>> Start Supplied records

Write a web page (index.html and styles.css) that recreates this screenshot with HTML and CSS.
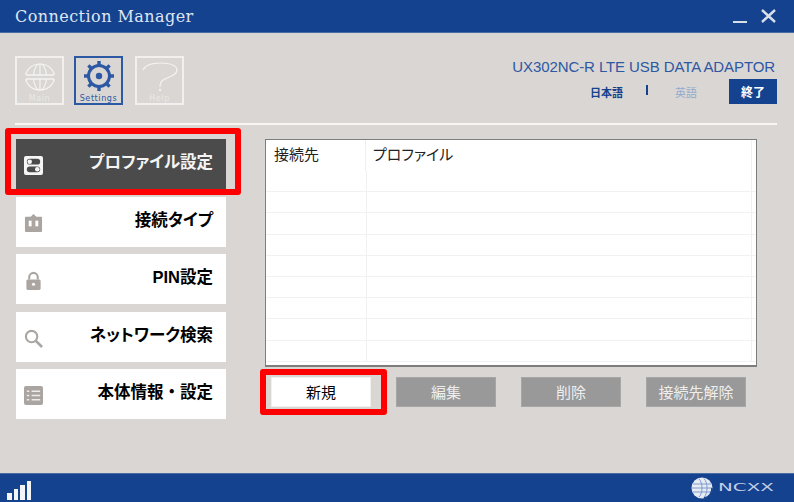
FILE: index.html
```html
<!DOCTYPE html>
<html lang="ja">
<head>
<meta charset="utf-8">
<title>Connection Manager</title>
<link rel="stylesheet" href="styles.css">
</head>
<body>
<div class="app">
  <header class="titlebar">
    <div class="app-title">Connection Manager</div>
    <div class="win-controls">
      <span class="win-min"></span>
      <svg class="win-close" width="15" height="14" viewBox="0 0 15 14"><path d="M1 1 14 13M14 1 1 13" stroke="#d9dfe9" stroke-width="2.400" fill="none"/></svg>
    </div>
  </header>

  <section class="top">
    <div class="tabs">
      <div class="tab">
        <svg class="globe" width="30" height="28" viewBox="0 0 30 28" fill="none" stroke="#f4f3f2" stroke-width="1.200"><ellipse cx="15" cy="14" rx="14.400" ry="13"/><ellipse cx="15" cy="14" rx="6.500" ry="13"/><path d="M15 1V27"/><rect x="0" y="12" width="30" height="4" fill="#d9d6d3" stroke="none"/><path d="M1 12H29M1 16H29" stroke-width="1.500"/></svg>
        <span class="tab-label">Main</span>
      </div>
      <div class="tab active">
        <svg width="32" height="32" viewBox="0 0 32 32" fill="none"><circle cx="16" cy="16" r="10.500" stroke="#2d58a4" stroke-width="3"/><circle cx="16" cy="16" r="3.200" fill="#2d58a4"/><path d="M16 1V6M16 26V31M1 16H6M26 16H31M5.400 5.400 9 9M23 23 26.600 26.600M26.600 5.400 23 9M9 23 5.400 26.600" stroke="#2d58a4" stroke-width="3.400"/></svg>
        <span class="tab-label">Settings</span>
      </div>
      <div class="tab">
        <svg width="38" height="32" viewBox="0 0 38 32" fill="none" stroke="#f4f3f2" stroke-width="1.200"><path d="M2 10C4 5 12 3 20 3 30 3 36 6 36 10 36 16 26 17 22 20 20 21.500 19 23 19 27"/><path d="M19 29V31" stroke-width="2"/></svg>
        <span class="tab-label">Help</span>
      </div>
    </div>
    <div class="device">
      <div class="device-name">UX302NC-R LTE USB DATA ADAPTOR</div>
      <div class="lang-row">
        <span class="lang current">日本語</span>
        <span class="lang-sep"></span>
        <span class="lang other">英語</span>
        <span class="quit">終了</span>
      </div>
    </div>
  </section>

  <div class="divider"></div>

  <main class="content">
    <nav class="menu">
      <div class="menu-item selected">
        <svg class="menu-icon" width="19" height="19" viewBox="0 0 20 20"><rect width="20" height="20" rx="2" fill="#f5f5f5"/><rect x="3" y="3" width="14" height="6" rx="3" fill="#4b4b4b"/><circle cx="6" cy="6" r="2.400" fill="#f5f5f5"/><rect x="3" y="11" width="14" height="6" rx="3" fill="#4b4b4b"/><circle cx="14" cy="14" r="2.400" fill="#f5f5f5"/></svg>
        <span>プロファイル設定</span>
      </div>
      <div class="menu-item">
        <svg class="menu-icon" width="19" height="19" viewBox="0 0 20 20"><path d="M2 3H7L10 0 13 3H18Q19 3 19 4V18Q19 19 18 19H2Q1 19 1 18V4Q1 3 2 3Z" fill="#aaa5a1"/><rect x="5" y="7" width="3" height="6" fill="#fff"/><rect x="12" y="7" width="3" height="6" fill="#fff"/></svg>
        <span>接続タイプ</span>
      </div>
      <div class="menu-item">
        <svg class="menu-icon" width="19" height="19" viewBox="0 0 20 20"><path d="M5.500 9V6.500a4.500 4.500 0 0 1 9 0V9" fill="none" stroke="#aaa5a1" stroke-width="2.200"/><rect x="2.500" y="9" width="15" height="11" rx="1.500" fill="#aaa5a1"/><circle cx="10" cy="14" r="1.600" fill="#fff"/></svg>
        <span>PIN設定</span>
      </div>
      <div class="menu-item">
        <svg class="menu-icon" width="19" height="19" viewBox="0 0 20 20"><circle cx="8" cy="8" r="6" fill="none" stroke="#aaa5a1" stroke-width="2.200"/><path d="M12.500 12.500 19 19" stroke="#aaa5a1" stroke-width="2.800"/></svg>
        <span>ネットワーク検索</span>
      </div>
      <div class="menu-item full-width">
        <svg class="menu-icon" width="19" height="19" viewBox="0 0 20 20"><rect width="20" height="20" rx="2" fill="#aaa5a1"/><path d="M3 5.500H5.500M8 5.500H17M3 10H5.500M8 10H17M3 14.500H5.500M8 14.500H17" stroke="#eeecea" stroke-width="1.500"/></svg>
        <span>本体情報・設定</span>
      </div>
    </nav>

    <div class="panel">
      <div class="table">
        <div class="thead">
          <div class="col-a">接続先</div>
          <div class="col-b">プロファイル</div>
          <div class="col-c"></div>
        </div>
        <div class="tbody">
          <div class="row"><span class="cell-a"></span><span class="cell-b"></span></div>
          <div class="row"><span class="cell-a"></span><span class="cell-b"></span></div>
          <div class="row"><span class="cell-a"></span><span class="cell-b"></span></div>
          <div class="row"><span class="cell-a"></span><span class="cell-b"></span></div>
          <div class="row"><span class="cell-a"></span><span class="cell-b"></span></div>
          <div class="row"><span class="cell-a"></span><span class="cell-b"></span></div>
          <div class="row"><span class="cell-a"></span><span class="cell-b"></span></div>
          <div class="row"><span class="cell-a"></span><span class="cell-b"></span></div>
          <div class="row"><span class="cell-a"></span><span class="cell-b"></span></div>
        </div>
      </div>
      <div class="actions">
        <div class="btn primary">新規</div>
        <div class="btn">編集</div>
        <div class="btn">削除</div>
        <div class="btn">接続先解除</div>
      </div>
    </div>
  </main>

  <footer class="statusbar">
    <div class="signal"><i class="b1"></i><i class="b2"></i><i class="b3"></i><i class="b4"></i></div>
    <div class="brand">
      <svg width="22" height="22" viewBox="0 0 22 22"><circle cx="11" cy="11" r="10.500" fill="#e6ebf4"/><path d="M8 2C12 6 12 16 8 20M13 1.500C17 6 17 16 13 20.500M2 7H20M1 11H21M2 15H20" stroke="#7f9bca" stroke-width="1" fill="none"/><path d="M13 21C18 20 21 16 21 11" stroke="#14428f" stroke-width="1.500" fill="none"/></svg>
      <span class="brand-name">NCXX</span>
    </div>
  </footer>
</div>
</body>
</html>
```
FILE: styles.css
```css
* { box-sizing: border-box; }
html, body { margin: 0; padding: 0; }
body {
  width: 794px;
  height: 502px;
  overflow: hidden;
  background: #d9d6d3;
  font-family: "Liberation Sans", "Noto Sans CJK JP", sans-serif;
}
.app {
  width: 794px;
  height: 502px;
  display: flex;
  flex-direction: column;
  position: relative;
}
.titlebar {
  height: 33px;
  flex: none;
  background: #14428f;
  border-bottom: 1px solid #4a6ca6;
  display: flex;
  align-items: center;
  justify-content: space-between;
  padding: 0 18px 0 15px;
}
.app-title {
  font-family: "DejaVu Serif", serif;
  font-size: 16px;
  letter-spacing: 0.45px;
  color: #dfe6f2;
}
.win-controls { display: flex; align-items: flex-end; gap: 14px; }
.win-min { width: 14px; height: 2px; background: #d9dfe9; }
.top {
  height: 90px;
  flex: none;
  display: flex;
  justify-content: space-between;
  padding: 23px 17px 0 15px;
}
.tabs { display: flex; gap: 10px; }
.tab {
  width: 49px;
  height: 49px;
  border: 2px solid #f1f0ee;
  display: flex;
  flex-direction: column;
  align-items: center;
  padding-top: 2px;
  position: relative;
}
.tab + .tab + .tab { margin-left: 2px; }
.tab.active { border-color: #2d58a4; }
.tab svg { flex: none; }
.tab .globe { margin-top: 3px; }
.tab-label {
  position: absolute;
  left: 0;
  right: 0;
  bottom: 0;
  text-align: center;
  font-family: "DejaVu Sans", sans-serif;
  font-size: 8px;
  letter-spacing: 0.6px;
  line-height: 9px;
  color: #ebe9e7;
}
.tab.active .tab-label { color: #2d58a4; }
.device {
  display: flex;
  flex-direction: column;
  align-items: flex-end;
}
.device-name {
  font-size: 15px;
  letter-spacing: -0.1px;
  line-height: 16px;
  margin: 3px 2px 0 0;
  color: #2d58a4;
}
.lang-row {
  display: flex;
  align-items: center;
  margin-top: 4px;
}
.lang { font-size: 11px; font-weight: 700; line-height: 12px; margin-top: 2px; }
.lang.current { color: #14428f; }
.lang.other { color: #93aace; font-weight: 400; }
.lang-sep { width: 2px; height: 10px; background: #14428f; margin: 0 27px 4px 23px; }
.quit {
  width: 48px;
  height: 25px;
  margin-left: 32px;
  background: #14428f;
  color: #fff;
  font-size: 12px;
  font-weight: 700;
  display: flex;
  align-items: center;
  justify-content: center;
}
.divider {
  height: 2px;
  flex: none;
  margin: 0 17px 0 15px;
  background: #f7f6f5;
}
.content {
  flex: 1;
  display: flex;
  padding: 14px 36px 0 16px;
  gap: 39px;
}
.menu {
  width: 210px;
  flex: none;
  display: flex;
  flex-direction: column;
  gap: 7.500px;
}
.menu-item {
  height: 50px;
  background: #fff;
  display: flex;
  align-items: center;
  justify-content: space-between;
  padding: 0 13px 4px 8px;
  color: #000;
  font-size: 16.500px;
  font-weight: 700;
  font-feature-settings: "palt";
  line-height: 20px;
}
.menu-item.full-width { font-feature-settings: normal; }
.menu-icon { flex: none; margin-top: 7px; }
.menu-item.selected {
  background: #4b4b4b;
  color: #f4f4f4;
  position: relative;
}
.menu-item.selected::after {
  content: "";
  position: absolute;
  left: -11px;
  right: -15px;
  top: -11px;
  bottom: -6px;
  border: 6px solid #fe0000;
  border-radius: 3px;
}
.panel {
  width: 492px;
  flex: none;
  display: flex;
  flex-direction: column;
}
.table {
  height: 228px;
  background: #fff;
  border: 1px solid #7d7d7d;
  border-bottom-width: 2px;
  overflow: hidden;
  display: flex;
  flex-direction: column;
}
.thead {
  height: 31px;
  flex: none;
  display: flex;
  font-size: 15px;
  font-feature-settings: "palt";
  line-height: 30px;
  color: #222;
}
.col-a { width: 100px; padding-left: 8px; border-right: 1px solid #eeeeee; }
.col-b { flex: 1; padding-left: 7px; }
.col-c { width: 5px; border-left: 1px solid #f1f1f1; }
.tbody { flex: 1; }
.row {
  height: 21.200px;
  display: flex;
  border-bottom: 1px solid #f1f1f1;
}
.cell-a { width: 101px; border-right: 1px solid #f1f1f1; }
.cell-b { flex: 1; border-right: 1px solid #f1f1f1; margin-right: 4px; }
.actions {
  display: flex;
  gap: 25px;
  padding: 10px 0 0 6px;
}
.btn {
  width: 100px;
  height: 30px;
  background: #999999;
  border: 1px solid #a6a6a6;
  color: #eeeeee;
  font-size: 15px;
  padding-bottom: 2px;
  display: flex;
  align-items: center;
  justify-content: center;
}
.btn.primary {
  background: #fff;
  border-color: #f0f0f0;
  color: #000;
  position: relative;
}
.btn.primary::after {
  content: "";
  position: absolute;
  left: -12px;
  right: -17px;
  top: -9px;
  bottom: -9px;
  border: 6px solid #fe0000;
  border-radius: 3px;
}
.statusbar {
  height: 29px;
  flex: none;
  background: #14428f;
  border-top: 1px solid #4a6ca6;
  display: flex;
  align-items: center;
  justify-content: space-between;
  padding: 0 22px 0 7px;
}
.signal { display: flex; align-items: flex-end; gap: 2px; height: 20px; margin-top: 4px; }
.signal i { display: block; width: 4.500px; flex: none; background: #f2f4f8; }
.signal .b1 { height: 7px; }
.signal .b2 { height: 11px; }
.signal .b3 { height: 15px; }
.signal .b4 { height: 19px; }
.brand { display: flex; align-items: center; gap: 5px; }
.brand-name {
  font-family: "DejaVu Sans", sans-serif;
  font-size: 11px;
  line-height: 12px;
  width: 54px;
  transform: scaleX(1.800);
  transform-origin: left center;
  color: #c3d0e6;
}
```
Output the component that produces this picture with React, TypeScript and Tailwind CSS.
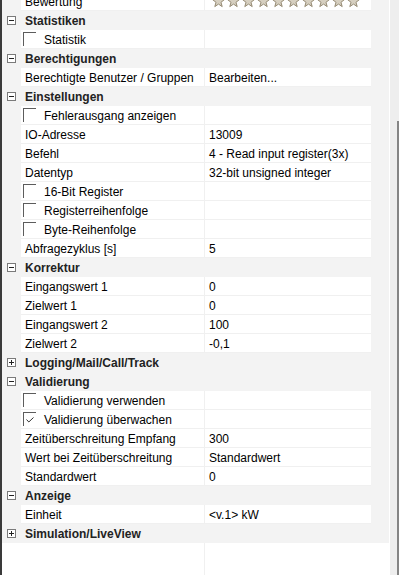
import React from "react";

type Row =
  | { kind: "cat"; label: string; open: boolean }
  | { kind: "prop"; label: string; value?: string; check?: boolean; checked?: boolean; stars?: boolean };

const rows: Row[] = [
  { kind: "prop", label: "Bewertung", stars: true },
  { kind: "cat", label: "Statistiken", open: true },
  { kind: "prop", label: "Statistik", check: true },
  { kind: "cat", label: "Berechtigungen", open: true },
  { kind: "prop", label: "Berechtigte Benutzer / Gruppen", value: "Bearbeiten..." },
  { kind: "cat", label: "Einstellungen", open: true },
  { kind: "prop", label: "Fehlerausgang anzeigen", check: true },
  { kind: "prop", label: "IO-Adresse", value: "13009" },
  { kind: "prop", label: "Befehl", value: "4 - Read input register(3x)" },
  { kind: "prop", label: "Datentyp", value: "32-bit unsigned integer" },
  { kind: "prop", label: "16-Bit Register", check: true },
  { kind: "prop", label: "Registerreihenfolge", check: true },
  { kind: "prop", label: "Byte-Reihenfolge", check: true },
  { kind: "prop", label: "Abfragezyklus [s]", value: "5" },
  { kind: "cat", label: "Korrektur", open: true },
  { kind: "prop", label: "Eingangswert 1", value: "0" },
  { kind: "prop", label: "Zielwert 1", value: "0" },
  { kind: "prop", label: "Eingangswert 2", value: "100" },
  { kind: "prop", label: "Zielwert 2", value: "-0,1" },
  { kind: "cat", label: "Logging/Mail/Call/Track", open: false },
  { kind: "cat", label: "Validierung", open: true },
  { kind: "prop", label: "Validierung verwenden", check: true },
  { kind: "prop", label: "Validierung überwachen", check: true, checked: true },
  { kind: "prop", label: "Zeitüberschreitung Empfang", value: "300" },
  { kind: "prop", label: "Wert bei Zeitüberschreitung", value: "Standardwert" },
  { kind: "prop", label: "Standardwert", value: "0" },
  { kind: "cat", label: "Anzeige", open: true },
  { kind: "prop", label: "Einheit", value: "<v.1> kW" },
  { kind: "cat", label: "Simulation/LiveView", open: false },
];

function Toggle({ open }: { open: boolean }) {
  return (
    <svg width="9" height="9" viewBox="0 0 9 9" className="shrink-0">
      <rect x="0.5" y="0.5" width="8" height="8" fill="#fff" stroke="#7a7a7a" />
      <line x1="2" y1="4.5" x2="7" y2="4.5" stroke="#222" />
      {!open && <line x1="4.5" y1="2" x2="4.5" y2="7" stroke="#222" />}
    </svg>
  );
}

function Star() {
  return (
    <svg width="13" height="13" viewBox="0 0 13 13" className="shrink-0">
      <polygon
        points="6.5,0.2 8.03,4.4 12.49,4.55 8.97,7.3 10.2,11.6 6.5,9.1 2.8,11.6 4.03,7.3 0.51,4.55 4.97,4.4"
        fill="#d6cfc0"
        stroke="#958a73"
        strokeWidth="1"
        strokeLinejoin="round"
      />
    </svg>
  );
}

function CheckBox({ checked }: { checked?: boolean }) {
  return (
    <div className="ml-[2px] mt-[2px] flex h-[14px] w-[13px] shrink-0 items-center justify-center border-l border-t border-[#5c5c5c]">
      {checked && (
        <svg width="8" height="6" viewBox="0 0 8 6">
          <polyline points="0.5,2.5 2.8,5 7.5,0.5" fill="none" stroke="#333" strokeWidth="1" />
        </svg>
      )}
    </div>
  );
}

function Category({ label, open }: { label: string; open: boolean }) {
  return (
    <div className="flex h-[19px] items-center bg-[#f3f3f3]">
      <div className="ml-[5px]">
        <Toggle open={open} />
      </div>
      <span className="ml-[9px] pt-px font-bold leading-[19px] text-[#222]">{label}</span>
    </div>
  );
}

function Property({ row }: { row: Extract<Row, { kind: "prop" }> }) {
  return (
    <div className="flex h-[19px]">
      <div className="w-[19px] bg-[#f3f3f3]" />
      <div className="flex w-[183px] items-start border-b border-[#f0f0f0] bg-white">
        {row.check ? (
          <>
            <CheckBox checked={row.checked} />
            <span className="ml-[8px] whitespace-nowrap pt-px leading-[19px]">{row.label}</span>
          </>
        ) : (
          <span className="whitespace-nowrap pl-[4px] pt-px leading-[19px]">{row.label}</span>
        )}
      </div>
      <div className="w-px bg-[#f0f0f0]" />
      <div className="flex w-[166px] items-start border-b border-[#f0f0f0] bg-white">
        {row.stars ? (
          <div className="ml-[7px] mt-[3px] flex gap-[2px]">
            {Array.from({ length: 10 }).map((_, i) => (
              <Star key={i} />
            ))}
          </div>
        ) : (
          <span className="whitespace-nowrap pl-[4px] pt-px leading-[19px]">{row.value}</span>
        )}
      </div>
      <div className="w-[18px] bg-[#f3f3f3]" />
    </div>
  );
}

export default function App() {
  return (
    <div className="flex h-[575px] w-[399px] overflow-hidden bg-white font-['Liberation_Sans',Arial,sans-serif] text-[12px] text-black">
      <div className="w-[2px] bg-[#3a3a3a]" />
      <div className="flex w-[387px] flex-col overflow-hidden">
        <div className="-mt-[8px]">
          {rows.map((row, i) =>
            row.kind === "cat" ? (
              <Category key={i} label={row.label} open={row.open} />
            ) : (
              <Property key={i} row={row} />
            )
          )}
        </div>
        <div className="flex flex-1">
          <div className="w-[202px]" />
          <div className="w-px bg-[#f0f0f0]" />
        </div>
      </div>
      <div className="w-px bg-white" />
      <div className="flex w-[9px] flex-col items-end bg-[#eeeeee]">
        <div className="h-[121px]" />
        <div className="w-[2px] flex-1 bg-[#858585]" />
      </div>
    </div>
  );
}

>> End Supplied records

**Instruction:** Using the entries above, write out exactly the lines from the one with "Output the component" through the one with "string; value?: string;", ends included. Leave out any pictures.

**Answer:**
Output the component that produces this picture with React, TypeScript and Tailwind CSS.
import React from "react";

type Row =
  | { kind: "cat"; label: string; open: boolean }
  | { kind: "prop"; label: string; value?: string; check?: boolean; checked?: boolean; stars?: boolean };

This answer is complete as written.